Data section »
>>

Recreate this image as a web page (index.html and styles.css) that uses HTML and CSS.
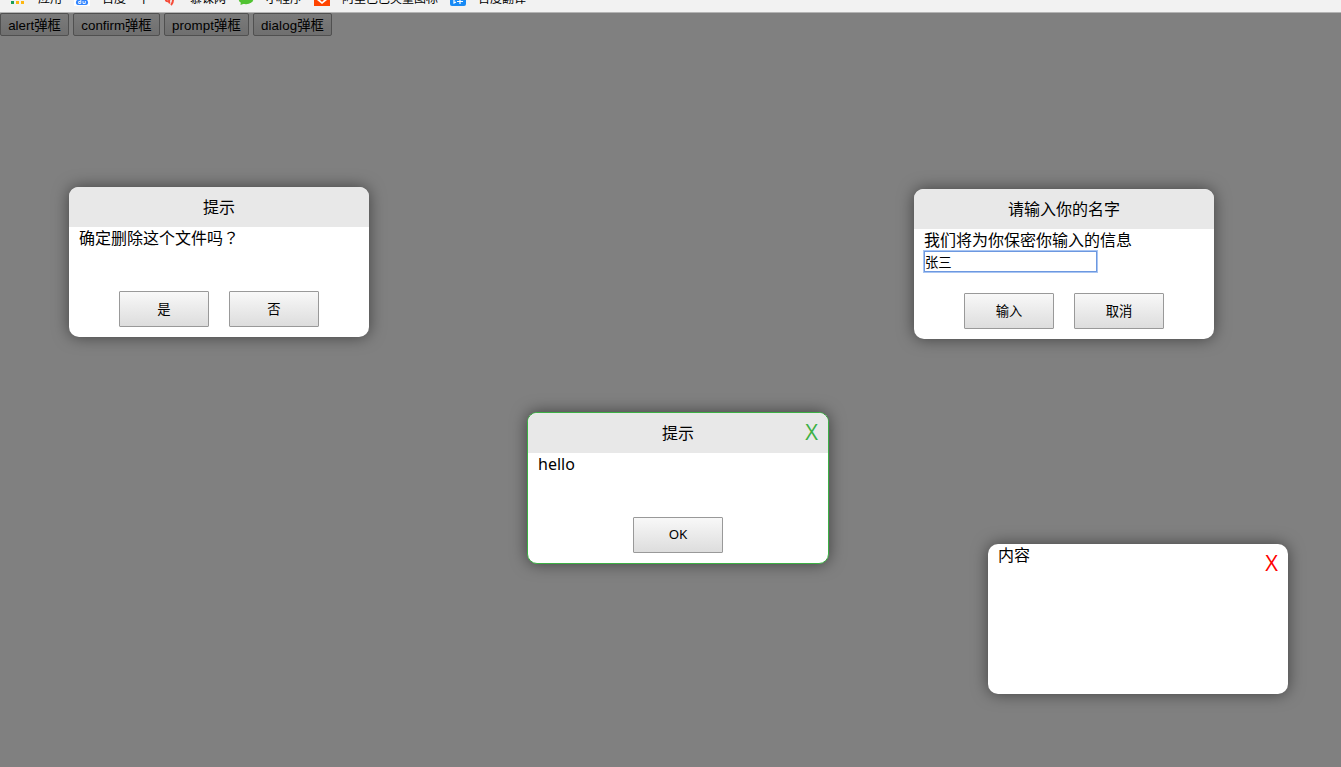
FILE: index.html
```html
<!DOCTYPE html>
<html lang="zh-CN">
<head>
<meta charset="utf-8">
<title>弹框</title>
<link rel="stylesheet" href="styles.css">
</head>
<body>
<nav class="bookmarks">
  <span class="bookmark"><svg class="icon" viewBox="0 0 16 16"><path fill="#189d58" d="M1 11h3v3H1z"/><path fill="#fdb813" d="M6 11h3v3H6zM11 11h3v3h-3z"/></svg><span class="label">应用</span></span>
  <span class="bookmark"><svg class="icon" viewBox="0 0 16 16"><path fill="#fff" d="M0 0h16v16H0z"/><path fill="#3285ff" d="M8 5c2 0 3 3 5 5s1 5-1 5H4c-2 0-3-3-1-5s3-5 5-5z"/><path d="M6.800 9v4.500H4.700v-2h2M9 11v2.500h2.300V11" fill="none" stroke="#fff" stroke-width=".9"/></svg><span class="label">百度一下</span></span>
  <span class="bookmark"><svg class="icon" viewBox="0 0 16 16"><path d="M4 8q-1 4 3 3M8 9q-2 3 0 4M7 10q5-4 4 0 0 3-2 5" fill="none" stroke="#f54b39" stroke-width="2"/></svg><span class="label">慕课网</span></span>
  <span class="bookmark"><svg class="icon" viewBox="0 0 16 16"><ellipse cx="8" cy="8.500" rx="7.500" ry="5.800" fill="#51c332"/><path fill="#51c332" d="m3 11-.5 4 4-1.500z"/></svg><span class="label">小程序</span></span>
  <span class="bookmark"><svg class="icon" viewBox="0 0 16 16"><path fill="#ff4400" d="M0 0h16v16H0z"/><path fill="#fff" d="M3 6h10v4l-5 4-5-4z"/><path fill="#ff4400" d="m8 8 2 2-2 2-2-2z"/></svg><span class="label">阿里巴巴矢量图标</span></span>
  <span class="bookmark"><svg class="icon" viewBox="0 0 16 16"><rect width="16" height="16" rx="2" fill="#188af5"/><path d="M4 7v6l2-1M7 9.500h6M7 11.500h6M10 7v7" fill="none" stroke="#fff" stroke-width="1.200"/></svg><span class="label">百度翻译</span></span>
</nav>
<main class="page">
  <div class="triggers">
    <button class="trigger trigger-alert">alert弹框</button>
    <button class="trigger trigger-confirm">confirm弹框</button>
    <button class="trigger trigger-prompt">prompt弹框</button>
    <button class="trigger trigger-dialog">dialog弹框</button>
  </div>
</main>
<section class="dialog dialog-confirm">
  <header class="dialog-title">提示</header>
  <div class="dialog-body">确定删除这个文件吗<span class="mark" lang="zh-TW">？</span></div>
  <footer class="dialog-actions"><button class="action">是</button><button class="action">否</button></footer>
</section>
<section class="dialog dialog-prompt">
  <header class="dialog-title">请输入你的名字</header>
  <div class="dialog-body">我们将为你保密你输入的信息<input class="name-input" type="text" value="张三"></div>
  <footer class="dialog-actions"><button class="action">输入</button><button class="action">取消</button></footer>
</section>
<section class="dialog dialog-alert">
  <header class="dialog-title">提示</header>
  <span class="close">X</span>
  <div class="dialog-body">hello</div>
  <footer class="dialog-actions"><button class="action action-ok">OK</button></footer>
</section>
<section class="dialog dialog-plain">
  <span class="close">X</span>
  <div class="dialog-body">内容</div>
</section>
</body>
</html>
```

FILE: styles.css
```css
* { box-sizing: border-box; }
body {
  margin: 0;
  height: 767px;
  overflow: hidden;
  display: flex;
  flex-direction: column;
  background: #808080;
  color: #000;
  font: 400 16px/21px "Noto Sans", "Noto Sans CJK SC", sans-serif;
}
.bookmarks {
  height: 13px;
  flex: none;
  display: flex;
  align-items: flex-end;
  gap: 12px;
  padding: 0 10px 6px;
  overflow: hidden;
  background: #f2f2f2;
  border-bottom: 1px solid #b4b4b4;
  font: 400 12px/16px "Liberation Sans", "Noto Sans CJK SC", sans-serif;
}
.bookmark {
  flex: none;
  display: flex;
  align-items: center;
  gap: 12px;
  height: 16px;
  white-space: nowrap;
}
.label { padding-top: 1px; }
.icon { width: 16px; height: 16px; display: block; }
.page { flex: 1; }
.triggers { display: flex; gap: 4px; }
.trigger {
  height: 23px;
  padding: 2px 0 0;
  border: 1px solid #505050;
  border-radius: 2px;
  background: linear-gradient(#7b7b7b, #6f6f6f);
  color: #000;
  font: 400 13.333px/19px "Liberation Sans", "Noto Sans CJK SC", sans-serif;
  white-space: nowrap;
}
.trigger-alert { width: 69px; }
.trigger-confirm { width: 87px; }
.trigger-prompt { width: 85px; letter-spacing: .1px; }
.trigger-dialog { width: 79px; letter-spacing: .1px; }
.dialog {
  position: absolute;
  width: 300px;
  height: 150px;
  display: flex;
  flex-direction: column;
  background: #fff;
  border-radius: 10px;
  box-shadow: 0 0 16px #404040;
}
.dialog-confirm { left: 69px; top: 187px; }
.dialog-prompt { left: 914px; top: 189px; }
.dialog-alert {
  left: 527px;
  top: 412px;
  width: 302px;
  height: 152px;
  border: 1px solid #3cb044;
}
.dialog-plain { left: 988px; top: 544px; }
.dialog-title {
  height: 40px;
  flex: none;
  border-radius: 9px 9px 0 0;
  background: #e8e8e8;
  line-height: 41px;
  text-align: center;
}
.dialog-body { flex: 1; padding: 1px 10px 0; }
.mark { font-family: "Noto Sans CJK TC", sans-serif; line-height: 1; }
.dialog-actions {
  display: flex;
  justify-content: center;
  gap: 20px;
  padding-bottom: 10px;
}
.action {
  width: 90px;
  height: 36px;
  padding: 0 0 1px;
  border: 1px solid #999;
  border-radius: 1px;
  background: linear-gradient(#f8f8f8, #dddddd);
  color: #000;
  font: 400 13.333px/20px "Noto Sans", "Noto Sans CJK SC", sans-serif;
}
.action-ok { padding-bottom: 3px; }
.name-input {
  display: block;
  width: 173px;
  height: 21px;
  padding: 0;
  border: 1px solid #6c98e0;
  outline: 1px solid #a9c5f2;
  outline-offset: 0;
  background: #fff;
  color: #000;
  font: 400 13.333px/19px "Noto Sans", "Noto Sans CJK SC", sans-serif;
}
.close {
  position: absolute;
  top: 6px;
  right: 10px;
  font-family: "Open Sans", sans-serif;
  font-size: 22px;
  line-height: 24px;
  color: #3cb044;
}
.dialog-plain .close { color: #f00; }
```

<<

What to work on »
Reproduce the material above in full and without alteration, but skip all pictures.

Finished task »
Recreate this image as a web page (index.html and styles.css) that uses HTML and CSS.
FILE: index.html
```html
<!DOCTYPE html>
<html lang="zh-CN">
<head>
<meta charset="utf-8">
<title>弹框</title>
<link rel="stylesheet" href="styles.css">
</head>
<body>
<nav class="bookmarks">
  <span class="bookmark"><svg class="icon" viewBox="0 0 16 16"><path fill="#189d58" d="M1 11h3v3H1z"/><path fill="#fdb813" d="M6 11h3v3H6zM11 11h3v3h-3z"/></svg><span class="label">应用</span></span>
  <span class="bookmark"><svg class="icon" viewBox="0 0 16 16"><path fill="#fff" d="M0 0h16v16H0z"/><path fill="#3285ff" d="M8 5c2 0 3 3 5 5s1 5-1 5H4c-2 0-3-3-1-5s3-5 5-5z"/><path d="M6.800 9v4.500H4.700v-2h2M9 11v2.500h2.300V11" fill="none" stroke="#fff" stroke-width=".9"/></svg><span class="label">百度一下</span></span>
  <span class="bookmark"><svg class="icon" viewBox="0 0 16 16"><path d="M4 8q-1 4 3 3M8 9q-2 3 0 4M7 10q5-4 4 0 0 3-2 5" fill="none" stroke="#f54b39" stroke-width="2"/></svg><span class="label">慕课网</span></span>
  <span class="bookmark"><svg class="icon" viewBox="0 0 16 16"><ellipse cx="8" cy="8.500" rx="7.500" ry="5.800" fill="#51c332"/><path fill="#51c332" d="m3 11-.5 4 4-1.500z"/></svg><span class="label">小程序</span></span>
  <span class="bookmark"><svg class="icon" viewBox="0 0 16 16"><path fill="#ff4400" d="M0 0h16v16H0z"/><path fill="#fff" d="M3 6h10v4l-5 4-5-4z"/><path fill="#ff4400" d="m8 8 2 2-2 2-2-2z"/></svg><span class="label">阿里巴巴矢量图标</span></span>
  <span class="bookmark"><svg class="icon" viewBox="0 0 16 16"><rect width="16" height="16" rx="2" fill="#188af5"/><path d="M4 7v6l2-1M7 9.500h6M7 11.500h6M10 7v7" fill="none" stroke="#fff" stroke-width="1.200"/></svg><span class="label">百度翻译</span></span>
</nav>
<main class="page">
  <div class="triggers">
    <button class="trigger trigger-alert">alert弹框</button>
    <button class="trigger trigger-confirm">confirm弹框</button>
    <button class="trigger trigger-prompt">prompt弹框</button>
    <button class="trigger trigger-dialog">dialog弹框</button>
  </div>
</main>
<section class="dialog dialog-confirm">
  <header class="dialog-title">提示</header>
  <div class="dialog-body">确定删除这个文件吗<span class="mark" lang="zh-TW">？</span></div>
  <footer class="dialog-actions"><button class="action">是</button><button class="action">否</button></footer>
</section>
<section class="dialog dialog-prompt">
  <header class="dialog-title">请输入你的名字</header>
  <div class="dialog-body">我们将为你保密你输入的信息<input class="name-input" type="text" value="张三"></div>
  <footer class="dialog-actions"><button class="action">输入</button><button class="action">取消</button></footer>
</section>
<section class="dialog dialog-alert">
  <header class="dialog-title">提示</header>
  <span class="close">X</span>
  <div class="dialog-body">hello</div>
  <footer class="dialog-actions"><button class="action action-ok">OK</button></footer>
</section>
<section class="dialog dialog-plain">
  <span class="close">X</span>
  <div class="dialog-body">内容</div>
</section>
</body>
</html>
```

FILE: styles.css
```css
* { box-sizing: border-box; }
body {
  margin: 0;
  height: 767px;
  overflow: hidden;
  display: flex;
  flex-direction: column;
  background: #808080;
  color: #000;
  font: 400 16px/21px "Noto Sans", "Noto Sans CJK SC", sans-serif;
}
.bookmarks {
  height: 13px;
  flex: none;
  display: flex;
  align-items: flex-end;
  gap: 12px;
  padding: 0 10px 6px;
  overflow: hidden;
  background: #f2f2f2;
  border-bottom: 1px solid #b4b4b4;
  font: 400 12px/16px "Liberation Sans", "Noto Sans CJK SC", sans-serif;
}
.bookmark {
  flex: none;
  display: flex;
  align-items: center;
  gap: 12px;
  height: 16px;
  white-space: nowrap;
}
.label { padding-top: 1px; }
.icon { width: 16px; height: 16px; display: block; }
.page { flex: 1; }
.triggers { display: flex; gap: 4px; }
.trigger {
  height: 23px;
  padding: 2px 0 0;
  border: 1px solid #505050;
  border-radius: 2px;
  background: linear-gradient(#7b7b7b, #6f6f6f);
  color: #000;
  font: 400 13.333px/19px "Liberation Sans", "Noto Sans CJK SC", sans-serif;
  white-space: nowrap;
}
.trigger-alert { width: 69px; }
.trigger-confirm { width: 87px; }
.trigger-prompt { width: 85px; letter-spacing: .1px; }
.trigger-dialog { width: 79px; letter-spacing: .1px; }
.dialog {
  position: absolute;
  width: 300px;
  height: 150px;
  display: flex;
  flex-direction: column;
  background: #fff;
  border-radius: 10px;
  box-shadow: 0 0 16px #404040;
}
.dialog-confirm { left: 69px; top: 187px; }
.dialog-prompt { left: 914px; top: 189px; }
.dialog-alert {
  left: 527px;
  top: 412px;
  width: 302px;
  height: 152px;
  border: 1px solid #3cb044;
}
.dialog-plain { left: 988px; top: 544px; }
.dialog-title {
  height: 40px;
  flex: none;
  border-radius: 9px 9px 0 0;
  background: #e8e8e8;
  line-height: 41px;
  text-align: center;
}
.dialog-body { flex: 1; padding: 1px 10px 0; }
.mark { font-family: "Noto Sans CJK TC", sans-serif; line-height: 1; }
.dialog-actions {
  display: flex;
  justify-content: center;
  gap: 20px;
  padding-bottom: 10px;
}
.action {
  width: 90px;
  height: 36px;
  padding: 0 0 1px;
  border: 1px solid #999;
  border-radius: 1px;
  background: linear-gradient(#f8f8f8, #dddddd);
  color: #000;
  font: 400 13.333px/20px "Noto Sans", "Noto Sans CJK SC", sans-serif;
}
.action-ok { padding-bottom: 3px; }
.name-input {
  display: block;
  width: 173px;
  height: 21px;
  padding: 0;
  border: 1px solid #6c98e0;
  outline: 1px solid #a9c5f2;
  outline-offset: 0;
  background: #fff;
  color: #000;
  font: 400 13.333px/19px "Noto Sans", "Noto Sans CJK SC", sans-serif;
}
.close {
  position: absolute;
  top: 6px;
  right: 10px;
  font-family: "Open Sans", sans-serif;
  font-size: 22px;
  line-height: 24px;
  color: #3cb044;
}
.dialog-plain .close { color: #f00; }
```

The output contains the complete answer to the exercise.